There are so many businesses and individuals who could benefit from surety bonds and yet their purpose is still widely misunderstood. Surety bonds provide protection and certain assurances to contracts between two parties. These protections and securities don’t exist in any other type of contract so they are hugely important. In order to understand the purpose of surety bonds and the situations in which they can be applied, you must first understand the differences between the four main types of bonds.
To explain these differences and everything else you need to know, here is a guide to understanding the purpose of surety bonds.
Which Surety Bonds Are Most Commonly Used?
There are various surety bonds that can be used to secure arrangements but the most commonly used are called contract bonds. As their name suggests, contract bonds are put in place to protect the two sides in a contractual agreement, and the folks at Swiftbonds explain that there are four main types of contract bonds, each with a different purpose. These are bonds for performance, maintenance, payments, and bids.
The Purpose of the Four Types of Contract Bonds
All four contract bonds are designed to protect each of the two main parties in a contract. These two main parties are called the principal and the obligee. The principal is usually the party who hires a contractor and the obligee is the contractor who is hired. Essentially, if the principal or the obligee does not meet the terms of the agreement, the injured party is compensated in some way. Contract bonds are mainly used in the construction and trade industries where contractors and sub-contractors are hired to do a specific job.

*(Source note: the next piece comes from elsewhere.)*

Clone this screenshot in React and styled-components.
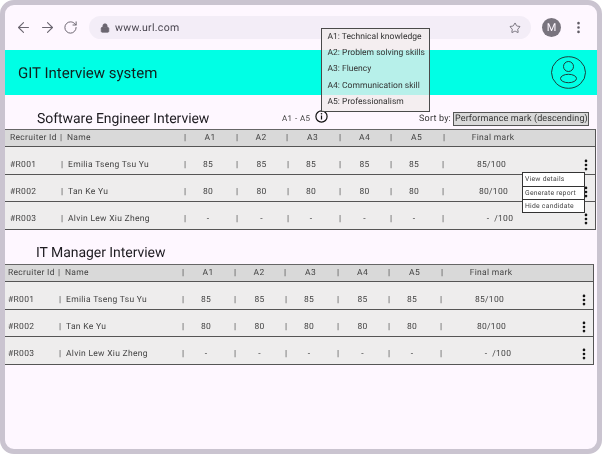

Here are the main differences between the four types of bond:
Performance bonds ensure that the obligee completes the work to the standard which has been agreed with the principal in the contract. This protects the principal from the obligee doing a shoddy job. There are many so-called “cowboy tradespeople” who make promises they then fail to keep, but performance bonds are designed to ensure the quality of the work. Many different kinds of contractors can be bound by performance bonds such as roofers, plumbers, and even entire construction companies.
Maintenance bonds are designed with a similar purpose to performance bonds. They protect the principal from the obligee doing a bad job and then refusing to come back and do any necessary improvements or repairs to get it up to scratch. This is important because it means the principal won’t need to put themselves over budget hiring another contractor to come and do the necessary work which the original contractor is refusing to do.
Payment bonds protect the obligee from the principal refusing to pay them even though they have done everything they were contracted to do. Essentially, payment bonds are the opposite of performance and maintenance bonds. The obligee fulfilled their side of the arrangement and so the principal should pay them as agreed. Payment bonds are very important because taking the principal to court for the money can be very expensive and time-consuming for the obligee and may interrupt their business or lives.
When a project is made available for contractors to make a bid on, the winning contractor is bound by a bid bond to do the job they said they would do for the price they offered. If they fail to do so, the principal will receive the difference between that price and the next lowest price which was bid by another contractor.
How a Surety Bond Is Upheld
As well as the principal and obligee, a surety bond has an impartial third party which ensures the contract’s terms are met. This party is called a surety and they have legal powers to hold the other two parties accountable for breaching the agreement. If a contractor does a poor job despite being bound by a performance or maintenance bond, for example, the principal will be given the money they need to fix the issues, and the surety will then take legal steps against the obligee.
On the other hand, if the contractor has done everything according to the arrangement but the principal refuses to pay them all or part of the money, the surety will pay them instead, and will then go after the principal for the money plus other penalties.
Surety bonds are so useful in a huge number of different contracts and business arrangements. They can protect you when you hire a contractor to do some work for you and contrastingly can provide protections if you are the contractor. Surety bonds can help to guarantee performance, payments and ensure that everyone honors the agreement.